The first two Dusters used a platform dating back to certain 2002 Nissans and the 2005 Renault Clio. Using the bones of an old car is a classic cheap-car playbook. Dacia has since learned how to get involved in a platform from inception, to make cheap spinoffs of modern bones. Today's Duster, Jogger and Sandero represent those possibilities.
This new platform means better noise insulation, more space and stronger crash protection. It also builds in the electronic anti-crash kit that laws now dictate: auto emergency braking, speed-limit recognition, lane departure prevention.
The new structure is also set-up for multiple power sources. Base trim is bi-fuel petrol/LPG. Then there's our choice: petrol turbo mild-hybrid manual, with two- or four-wheel drive. Then a new option to the Duster: petrol full-hybrid FWD. Some markets get diesel. PHEV is possible too, though not planned at the mo.
Am I winding up my own windows?
Don't be silly. But in the base car you slip your phone, running a Dacia app, into a hole in the dash and that becomes the infotainment screen. That might be preferable to the crude and slow built-in screen that comes on higher trims. Reverse sensors and roof bars and the aforementioned active safety kit are also standard.
To be fair, that base trim (at well under £20k) is the bi-fuel petrol/LPG job, with just 100bhp.

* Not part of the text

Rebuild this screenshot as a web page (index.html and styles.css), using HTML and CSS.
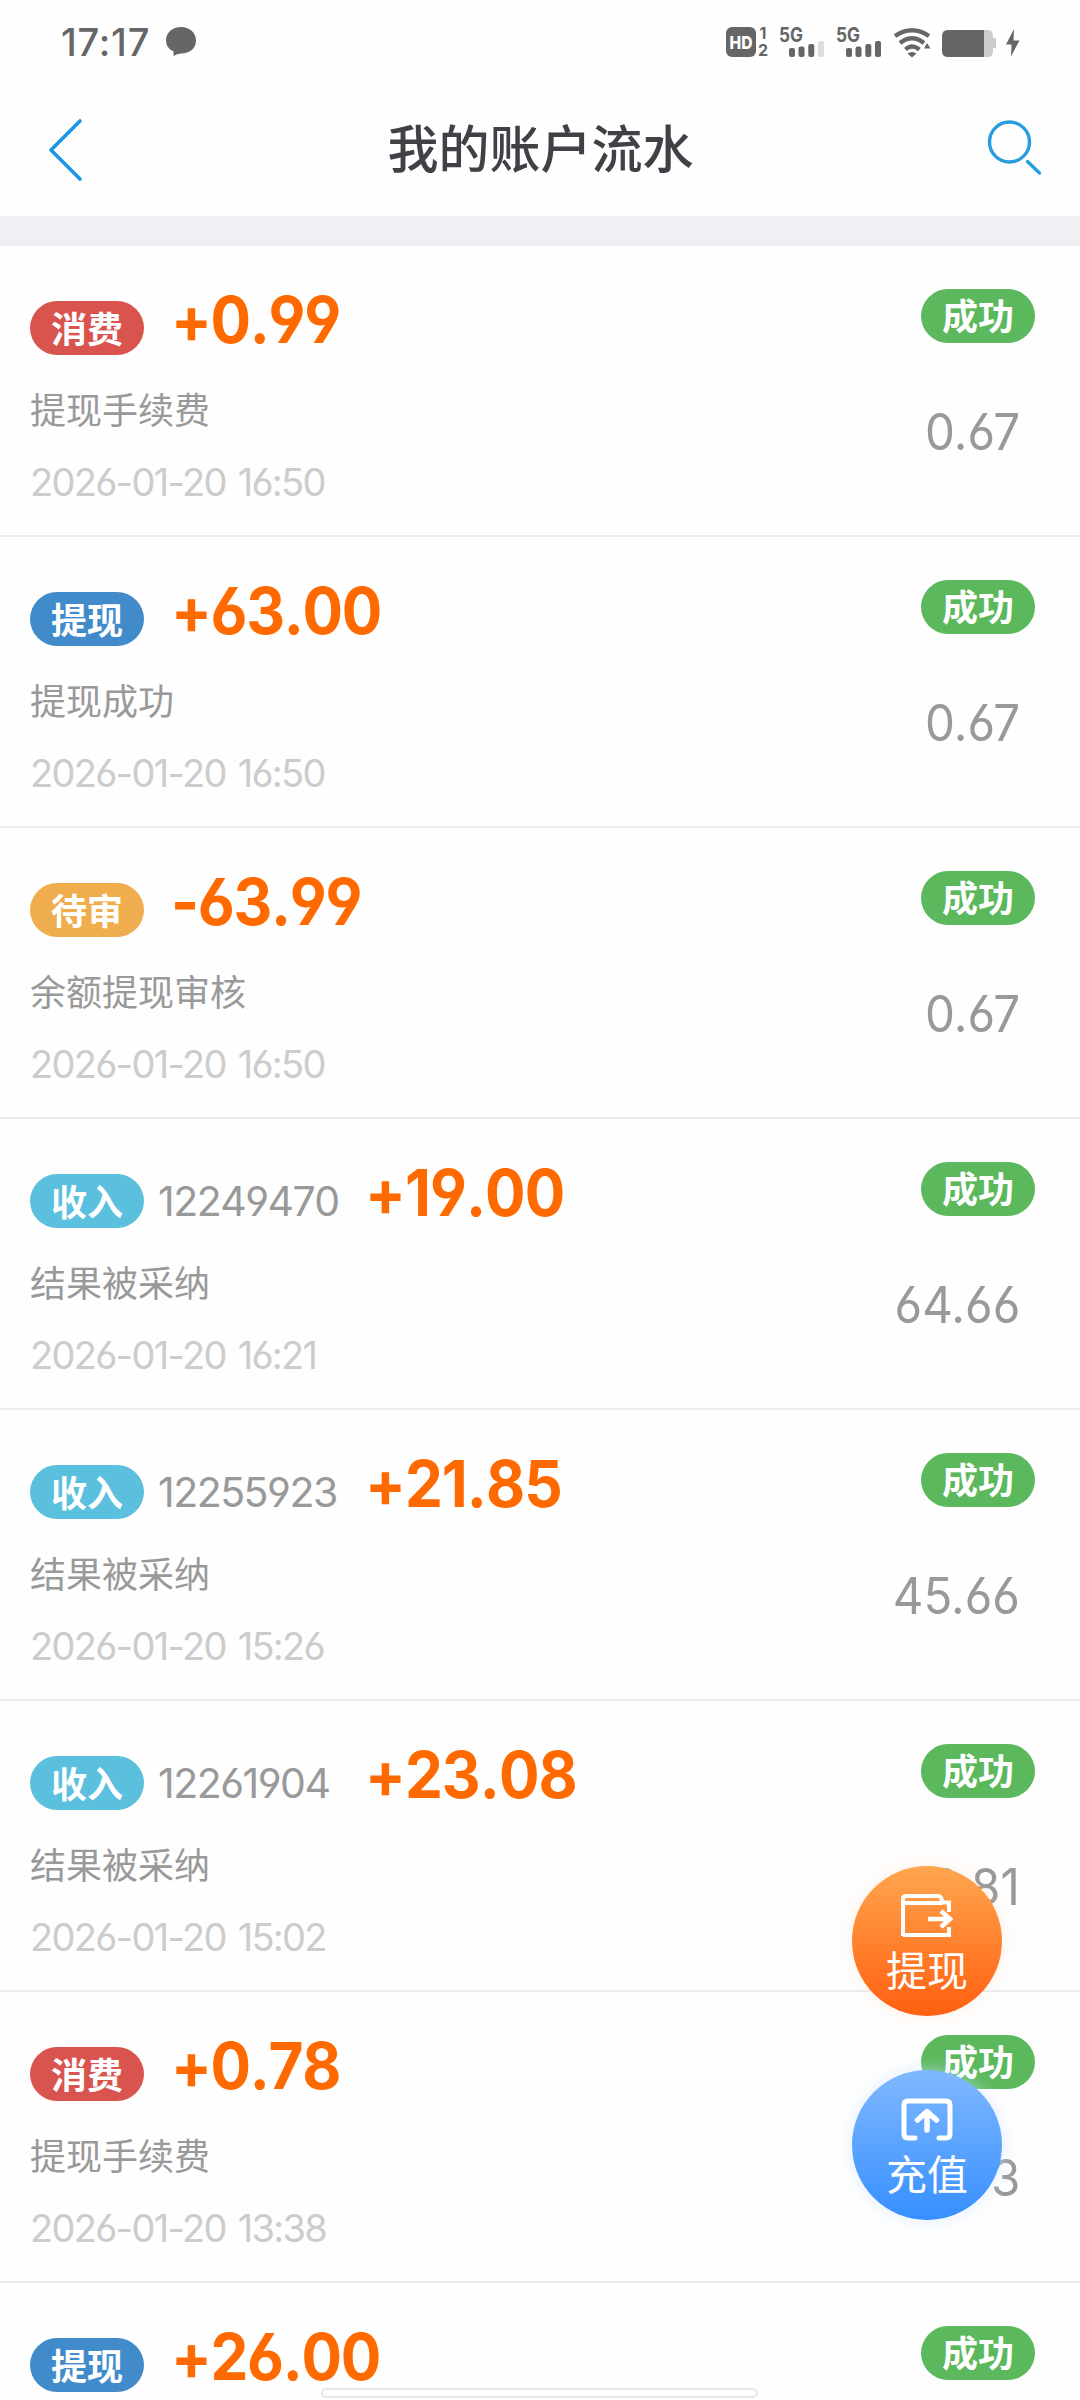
FILE: index.html
```html
<!DOCTYPE html>
<html lang="zh-CN">
<head>
<meta charset="utf-8">
<title>我的账户流水</title>
<link rel="stylesheet" href="styles.css">
</head>
<body>
<div class="statusbar">
  <span class="clock">17:17</span>
  <svg class="bubble" width="30" height="30" viewBox="0 0 30 30"><path d="M15 0C23.500 0 30 5.500 30 13.500S23.500 26.500 15 26.500Q11 26.700 7.500 29V24.200C3 22.500 0 18.500 0 13.500 0 5.500 6.500 0 15 0Z" fill="#666"/></svg>
  <svg class="indicators" width="296" height="54" viewBox="726 15 296 54" fill="#666">
    <rect x="726" y="27" width="30" height="30" rx="6"/>
    <text x="729.500" y="49" class="hd" textLength="23" lengthAdjust="spacingAndGlyphs">HD</text>
    <text x="759.500" y="38.500" class="sim">1</text>
    <text x="758" y="56" class="sim">2</text>
    <text x="779" y="41.500" class="net" textLength="24" lengthAdjust="spacingAndGlyphs">5G</text>
    <rect x="789" y="48" width="6" height="9" rx="2"/><rect x="798.500" y="46.500" width="6" height="10.500" rx="2"/><rect x="808.300" y="44" width="6" height="13" rx="2"/><rect x="818" y="41" width="6" height="16" rx="2" fill="#ddd"/>
    <text x="836" y="41.500" class="net" textLength="24" lengthAdjust="spacingAndGlyphs">5G</text>
    <rect x="846" y="48" width="6" height="9" rx="2"/><rect x="855.500" y="46.500" width="6" height="10.500" rx="2"/><rect x="865.300" y="44" width="6" height="13" rx="2"/><rect x="875" y="41" width="6" height="16" rx="2"/>
    <g fill="none" stroke="#666" stroke-width="4.200"><path d="M895 36Q912 24.500 929 36"/><path d="M900 43Q912 33.500 924 43"/><path d="M905.500 49.500Q912 43.500 919.500 49.500"/></g>
    <path d="M912 57.500L907.500 53.500Q912 50.500 916.500 53.500ZM927 43L930.500 48.500H924Z"/>
    <path d="M984 30H988Q993 30 993 36V38H996V48H993V51Q993 57 988 57H984Z" fill="#ccc"/>
    <path d="M948 30H984V57H948Q942 57 942 51V36Q942 30 948 30Z"/>
    <path d="M1014 29L1006 44.500H1011.500L1011 56.500L1019.500 40.500H1013.500Z"/>
  </svg>
</div>
<header class="navbar">
  <svg class="back" width="40" height="70" viewBox="0 0 40 70" fill="none" stroke="#1896e6" stroke-width="3.600" stroke-linecap="round" stroke-linejoin="round"><path d="M34 6L5 35L34 64"/></svg>
  <h1 class="title">我的账户流水</h1>
  <svg class="search" width="60" height="60" viewBox="0 0 60 60" fill="none" stroke="#2a9ddf" stroke-width="3.400" stroke-linecap="round"><circle cx="24.500" cy="22" r="20"/><path d="M42.500 41.500L54.500 53"/></svg>
</header>
<main class="list">
  <section class="row">
    <div class="info"><div class="line"><span class="badge spend">消费</span><span class="amount">+0.99</span></div><p class="desc">提现手续费</p><p class="date">2026-01-20 16:50</p></div>
    <div class="result"><span class="badge ok">成功</span><span class="balance">0.67</span></div>
  </section>
  <section class="row">
    <div class="info"><div class="line"><span class="badge cash">提现</span><span class="amount">+63.00</span></div><p class="desc">提现成功</p><p class="date">2026-01-20 16:50</p></div>
    <div class="result"><span class="badge ok">成功</span><span class="balance">0.67</span></div>
  </section>
  <section class="row">
    <div class="info"><div class="line"><span class="badge wait">待审</span><span class="amount">-63.99</span></div><p class="desc">余额提现审核</p><p class="date">2026-01-20 16:50</p></div>
    <div class="result"><span class="badge ok">成功</span><span class="balance">0.67</span></div>
  </section>
  <section class="row">
    <div class="info"><div class="line"><span class="badge income">收入</span><span class="order">12249470</span><span class="amount">+19.00</span></div><p class="desc">结果被采纳</p><p class="date">2026-01-20 16:21</p></div>
    <div class="result"><span class="badge ok">成功</span><span class="balance">64.66</span></div>
  </section>
  <section class="row">
    <div class="info"><div class="line"><span class="badge income">收入</span><span class="order">12255923</span><span class="amount">+21.85</span></div><p class="desc">结果被采纳</p><p class="date">2026-01-20 15:26</p></div>
    <div class="result"><span class="badge ok">成功</span><span class="balance">45.66</span></div>
  </section>
  <section class="row">
    <div class="info"><div class="line"><span class="badge income">收入</span><span class="order">12261904</span><span class="amount">+23.08</span></div><p class="desc">结果被采纳</p><p class="date">2026-01-20 15:02</p></div>
    <div class="result"><span class="badge ok">成功</span><span class="balance">23.81</span></div>
  </section>
  <section class="row">
    <div class="info"><div class="line"><span class="badge spend">消费</span><span class="amount">+0.78</span></div><p class="desc">提现手续费</p><p class="date">2026-01-20 13:38</p></div>
    <div class="result"><span class="badge ok">成功</span><span class="balance">0.73</span></div>
  </section>
  <section class="row last">
    <div class="info"><div class="line"><span class="badge cash">提现</span><span class="amount">+26.00</span></div></div>
    <div class="result"><span class="badge ok">成功</span></div>
  </section>
</main>
<nav class="floating">
  <a class="fab withdraw">
    <svg width="54" height="46" viewBox="0 0 54 46" fill="none" stroke="#fff" stroke-width="4"><path d="M3 44V7Q3 4 7 4H38Q42 4 42 10.500H49V20M49 35V43H3M3 11H42"/><path d="M28 27H47M41 19L50 27L41 35" stroke-width="4.500"/></svg>
    <span>提现</span>
  </a>
  <a class="fab recharge">
    <svg width="54" height="46" viewBox="0 0 54 46" fill="none" stroke="#fff" stroke-width="5" stroke-linecap="round" stroke-linejoin="round"><path d="M15 42H8Q4 42 4 38V9Q4 5 8 5H46Q50 5 50 9V38Q50 42 46 42H39"/><path d="M27 34V16M17.500 24L27 15.500L36.500 24" stroke-width="5.500"/></svg>
    <span>充值</span>
  </a>
</nav>
<div class="homebar"></div>
</body>
</html>
```
FILE: styles.css
```css
* { box-sizing: border-box; margin: 0; padding: 0; }
body {
  position: relative;
  width: 1080px;
  height: 2400px;
  overflow: hidden;
  background: #fefefe;
  font-family: Inter, "Noto Sans CJK SC", sans-serif;
  font-feature-settings: "cv03", "cv04";
}
.statusbar {
  display: flex;
  height: 84px;
  padding: 25px 58px 0 61px;
  color: #666;
}
.clock { width: 105px; font-size: 38px; line-height: 34px; font-weight: 500; letter-spacing: 0.8px; white-space: nowrap; }
.bubble { margin-top: 2px; }
.indicators { margin: -10px 0 0 auto; }
.hd { font: 800 18px Inter, sans-serif; fill: #fff; }
.sim { font: 700 16px Inter, sans-serif; }
.net { font: 700 20px Inter, sans-serif; }
.navbar {
  display: flex;
  justify-content: space-between;
  align-items: center;
  height: 132px;
  padding: 0 35px 0 46px;
}
.back { margin-right: 10px; }
.back, .search { flex: none; }
.title { font-size: 51px; line-height: 70px; font-weight: 500; color: #404147; }
.list { border-top: 30px solid #efeff4; }
.row {
  display: flex;
  justify-content: space-between;
  height: 291px;
  padding: 43px 45px 0 30px;
  border-bottom: 2px solid #ececec;
}
.last { height: 118px; border-bottom: 0; }
.line { display: flex; align-items: baseline; height: 86px; line-height: 61px; }
.last .line { height: 75px; }
.badge {
  flex: none;
  width: 114px;
  height: 54px;
  border-radius: 27px;
  text-align: center;
  font: 700 36px/50px "Noto Sans CJK SC", sans-serif;
  color: #fff;
}
.line .badge { line-height: 52px; }
.spend { background: #d9534f; }
.cash { background: #428bca; }
.wait { background: #f0ad4e; }
.income { background: #5bc0de; }
.ok { background: #5cb85c; }
.order { width: 180px; margin-left: 14px; font-size: 41px; font-kerning: none; color: #999; letter-spacing: -1.5px; }
.amount {
  margin-left: 27px;
  font-size: 64px;
  font-weight: 700;
  font-kerning: none;
  color: #ff6a00;
  letter-spacing: -1.4px;
  transform: scaleX(.94);
  transform-origin: left;
}
.order + .amount { letter-spacing: -1px; }
.desc { font-size: 36px; line-height: 72px; color: #999; }
.date { font-size: 38px; line-height: 71px; color: #ccc; letter-spacing: -1.7px; word-spacing: 3px; }
.result { display: flex; flex-direction: column; align-items: flex-end; }
.balance {
  margin: 64px 15px 0 0;
  font-size: 50px;
  line-height: 50px;
  color: #999;
  transform: scaleX(.95);
  transform-origin: right;
}
.floating {
  position: absolute;
  left: 852px;
  top: 1866px;
  display: flex;
  flex-direction: column;
  gap: 54px;
}
.fab {
  display: flex;
  flex-direction: column;
  align-items: center;
  width: 150px;
  height: 150px;
  padding-top: 26px;
  border-radius: 50%;
  color: #fff;
  font-size: 41px;
  line-height: 67px;
}
.fab svg { flex: none; }
.withdraw { background: linear-gradient(#ffa64f, #ff5f10); box-shadow: 0 0 18px rgba(255, 200, 160, .25); }
.recharge { background: linear-gradient(#80b8ff, #368fff); box-shadow: 0 0 18px rgba(205, 228, 255, .6); }
.homebar {
  position: absolute;
  left: 321px;
  top: 2388px;
  width: 437px;
  height: 10px;
  border: 2px solid #e6e6e6;
  border-radius: 5px;
  background: #fff;
}
```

But actually nearly all Duster buyers go for the higher trims. “They upsell themselves,” Dacia's UK boss tells TopGear.com. In other words they see that for a few quid extra on the monthly finance payment they can get the upper trims.
Bargain-basement, or cheap and cheerful?
Of course you can soon figure out where the money was saved. Tap your knuckles up and down the dashboard and there's not a trace of soft-feel plastic to be found. But how much time do you spend knuckle-rapping and how much just looking? It looks good. Nicely designed shapes, useful storage, good ergonomics.

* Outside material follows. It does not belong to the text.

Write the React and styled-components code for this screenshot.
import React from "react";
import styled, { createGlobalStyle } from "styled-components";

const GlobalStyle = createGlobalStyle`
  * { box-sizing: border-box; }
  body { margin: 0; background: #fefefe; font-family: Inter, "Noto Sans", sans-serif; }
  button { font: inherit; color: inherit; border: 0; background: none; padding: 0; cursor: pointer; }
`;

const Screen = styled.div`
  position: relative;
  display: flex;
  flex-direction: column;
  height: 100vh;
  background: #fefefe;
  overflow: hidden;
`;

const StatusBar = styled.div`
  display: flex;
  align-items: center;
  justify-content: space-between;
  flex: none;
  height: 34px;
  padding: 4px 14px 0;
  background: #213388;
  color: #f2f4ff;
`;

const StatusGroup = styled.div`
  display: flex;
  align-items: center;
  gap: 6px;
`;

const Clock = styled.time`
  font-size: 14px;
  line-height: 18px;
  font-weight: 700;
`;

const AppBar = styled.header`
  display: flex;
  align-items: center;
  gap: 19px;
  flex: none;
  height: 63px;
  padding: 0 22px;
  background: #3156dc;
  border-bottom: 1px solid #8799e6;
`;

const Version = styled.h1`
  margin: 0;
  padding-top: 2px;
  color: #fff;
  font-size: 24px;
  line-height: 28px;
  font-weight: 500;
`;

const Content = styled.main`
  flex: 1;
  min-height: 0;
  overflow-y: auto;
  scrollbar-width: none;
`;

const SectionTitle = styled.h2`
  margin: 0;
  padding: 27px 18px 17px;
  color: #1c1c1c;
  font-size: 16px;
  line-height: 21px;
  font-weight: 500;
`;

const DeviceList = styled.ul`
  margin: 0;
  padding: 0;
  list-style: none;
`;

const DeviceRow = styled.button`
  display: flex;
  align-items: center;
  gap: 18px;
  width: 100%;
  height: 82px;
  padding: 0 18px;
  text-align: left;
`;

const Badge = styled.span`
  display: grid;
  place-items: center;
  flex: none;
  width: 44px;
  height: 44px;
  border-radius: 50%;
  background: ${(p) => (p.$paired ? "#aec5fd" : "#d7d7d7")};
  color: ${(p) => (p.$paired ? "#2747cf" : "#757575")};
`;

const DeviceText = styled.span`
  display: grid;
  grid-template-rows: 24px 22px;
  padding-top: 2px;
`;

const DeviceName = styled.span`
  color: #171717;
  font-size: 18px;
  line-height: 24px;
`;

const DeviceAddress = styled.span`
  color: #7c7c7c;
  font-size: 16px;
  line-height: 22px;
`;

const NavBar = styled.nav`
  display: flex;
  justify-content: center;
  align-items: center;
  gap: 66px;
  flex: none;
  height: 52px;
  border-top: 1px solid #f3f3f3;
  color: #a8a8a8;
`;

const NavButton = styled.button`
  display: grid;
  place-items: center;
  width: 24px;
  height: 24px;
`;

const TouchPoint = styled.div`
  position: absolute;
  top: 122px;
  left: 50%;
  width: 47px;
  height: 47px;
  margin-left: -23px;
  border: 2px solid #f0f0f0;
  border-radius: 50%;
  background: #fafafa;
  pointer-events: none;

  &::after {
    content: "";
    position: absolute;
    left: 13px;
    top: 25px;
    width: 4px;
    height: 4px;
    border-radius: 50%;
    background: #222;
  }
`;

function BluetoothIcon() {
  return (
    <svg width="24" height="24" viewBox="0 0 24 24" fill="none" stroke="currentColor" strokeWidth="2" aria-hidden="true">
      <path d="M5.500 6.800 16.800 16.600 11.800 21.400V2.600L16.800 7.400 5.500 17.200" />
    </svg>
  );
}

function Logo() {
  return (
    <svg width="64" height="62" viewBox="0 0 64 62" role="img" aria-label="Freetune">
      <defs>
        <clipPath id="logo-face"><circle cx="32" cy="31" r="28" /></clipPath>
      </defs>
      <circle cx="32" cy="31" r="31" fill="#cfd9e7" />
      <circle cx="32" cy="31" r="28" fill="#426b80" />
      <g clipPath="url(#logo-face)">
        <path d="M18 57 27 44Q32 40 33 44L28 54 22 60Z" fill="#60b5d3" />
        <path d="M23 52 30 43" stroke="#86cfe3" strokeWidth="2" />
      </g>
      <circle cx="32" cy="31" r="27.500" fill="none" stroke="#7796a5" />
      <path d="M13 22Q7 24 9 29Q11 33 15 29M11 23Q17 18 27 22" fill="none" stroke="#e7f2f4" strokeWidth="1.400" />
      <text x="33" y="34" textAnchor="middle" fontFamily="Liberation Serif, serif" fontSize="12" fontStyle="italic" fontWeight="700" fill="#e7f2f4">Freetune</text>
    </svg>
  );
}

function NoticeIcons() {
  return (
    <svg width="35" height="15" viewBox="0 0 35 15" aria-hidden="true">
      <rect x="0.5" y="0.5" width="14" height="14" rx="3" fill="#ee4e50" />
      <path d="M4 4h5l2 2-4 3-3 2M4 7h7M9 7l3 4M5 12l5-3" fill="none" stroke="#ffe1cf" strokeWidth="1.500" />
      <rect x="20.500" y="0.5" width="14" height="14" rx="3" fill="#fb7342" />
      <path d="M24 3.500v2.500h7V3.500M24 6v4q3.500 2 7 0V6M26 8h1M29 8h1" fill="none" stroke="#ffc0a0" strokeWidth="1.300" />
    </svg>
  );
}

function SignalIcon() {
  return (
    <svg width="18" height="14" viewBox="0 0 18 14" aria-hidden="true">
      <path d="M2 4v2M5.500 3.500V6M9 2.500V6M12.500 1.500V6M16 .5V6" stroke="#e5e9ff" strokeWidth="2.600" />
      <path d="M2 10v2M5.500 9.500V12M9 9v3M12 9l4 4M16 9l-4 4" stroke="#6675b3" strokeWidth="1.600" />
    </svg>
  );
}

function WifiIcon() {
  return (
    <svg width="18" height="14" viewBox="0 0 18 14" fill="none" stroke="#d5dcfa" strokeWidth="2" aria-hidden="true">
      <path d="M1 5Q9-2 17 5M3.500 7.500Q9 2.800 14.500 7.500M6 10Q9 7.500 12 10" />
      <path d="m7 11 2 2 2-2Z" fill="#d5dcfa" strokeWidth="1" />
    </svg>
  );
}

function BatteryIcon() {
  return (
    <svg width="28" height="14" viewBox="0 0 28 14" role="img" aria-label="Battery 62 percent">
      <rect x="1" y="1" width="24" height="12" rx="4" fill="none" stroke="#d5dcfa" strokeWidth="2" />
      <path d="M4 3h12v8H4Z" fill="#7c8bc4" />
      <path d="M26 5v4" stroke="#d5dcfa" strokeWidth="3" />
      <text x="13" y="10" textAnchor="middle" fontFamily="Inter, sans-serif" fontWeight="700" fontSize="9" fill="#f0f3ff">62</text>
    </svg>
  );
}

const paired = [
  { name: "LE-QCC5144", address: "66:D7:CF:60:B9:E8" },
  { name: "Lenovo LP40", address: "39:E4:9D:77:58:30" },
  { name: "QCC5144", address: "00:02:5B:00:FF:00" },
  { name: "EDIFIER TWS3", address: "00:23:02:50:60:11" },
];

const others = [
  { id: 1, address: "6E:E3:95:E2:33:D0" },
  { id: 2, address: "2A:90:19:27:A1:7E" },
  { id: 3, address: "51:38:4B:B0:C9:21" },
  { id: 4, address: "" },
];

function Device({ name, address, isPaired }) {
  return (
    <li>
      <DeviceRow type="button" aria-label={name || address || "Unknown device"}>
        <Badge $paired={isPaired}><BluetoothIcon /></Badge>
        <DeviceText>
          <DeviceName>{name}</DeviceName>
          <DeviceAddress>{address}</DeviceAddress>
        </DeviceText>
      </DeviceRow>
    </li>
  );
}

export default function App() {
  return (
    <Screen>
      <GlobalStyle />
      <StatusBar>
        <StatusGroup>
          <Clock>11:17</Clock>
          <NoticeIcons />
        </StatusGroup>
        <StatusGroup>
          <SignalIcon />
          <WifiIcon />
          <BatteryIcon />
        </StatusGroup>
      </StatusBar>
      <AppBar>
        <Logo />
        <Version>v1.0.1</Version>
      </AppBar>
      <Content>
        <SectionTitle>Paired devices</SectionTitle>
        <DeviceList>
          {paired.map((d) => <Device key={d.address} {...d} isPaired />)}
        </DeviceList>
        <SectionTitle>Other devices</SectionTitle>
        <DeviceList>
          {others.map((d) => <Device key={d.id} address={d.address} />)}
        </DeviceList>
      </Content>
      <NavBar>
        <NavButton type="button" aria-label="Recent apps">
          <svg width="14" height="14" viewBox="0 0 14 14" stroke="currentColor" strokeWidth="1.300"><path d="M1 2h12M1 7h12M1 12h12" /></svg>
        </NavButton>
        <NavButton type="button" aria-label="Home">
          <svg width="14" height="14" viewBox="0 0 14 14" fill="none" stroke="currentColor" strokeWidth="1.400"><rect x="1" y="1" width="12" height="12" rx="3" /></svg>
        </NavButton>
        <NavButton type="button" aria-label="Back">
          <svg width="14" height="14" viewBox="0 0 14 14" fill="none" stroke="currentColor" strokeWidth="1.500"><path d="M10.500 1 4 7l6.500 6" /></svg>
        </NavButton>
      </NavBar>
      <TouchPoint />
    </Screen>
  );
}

And the dynamics are pleasant too. It drives like a fairly nimble hatch, not an overweight SUV.
The hybrid powertrain doesn't give noticeable extra poke or save much fuel over the cheery little three-cylinder turbo. Probably none on motorways, and the rated WLTP CO2 cut is just 113g/km versus 123g/km. But it does give you an auto transmission, so it's expected to take a lot of sales.
What's the verdict?
“Easy to use, and designed for real life… the Duster is one of the car world's true bargains”
The Duster is honest about where the money's saved. There's no high-power option or fancy trim or options you won't need. No annoying powered tailgate, no confusing walkaway door locking, no menus full of hidden features.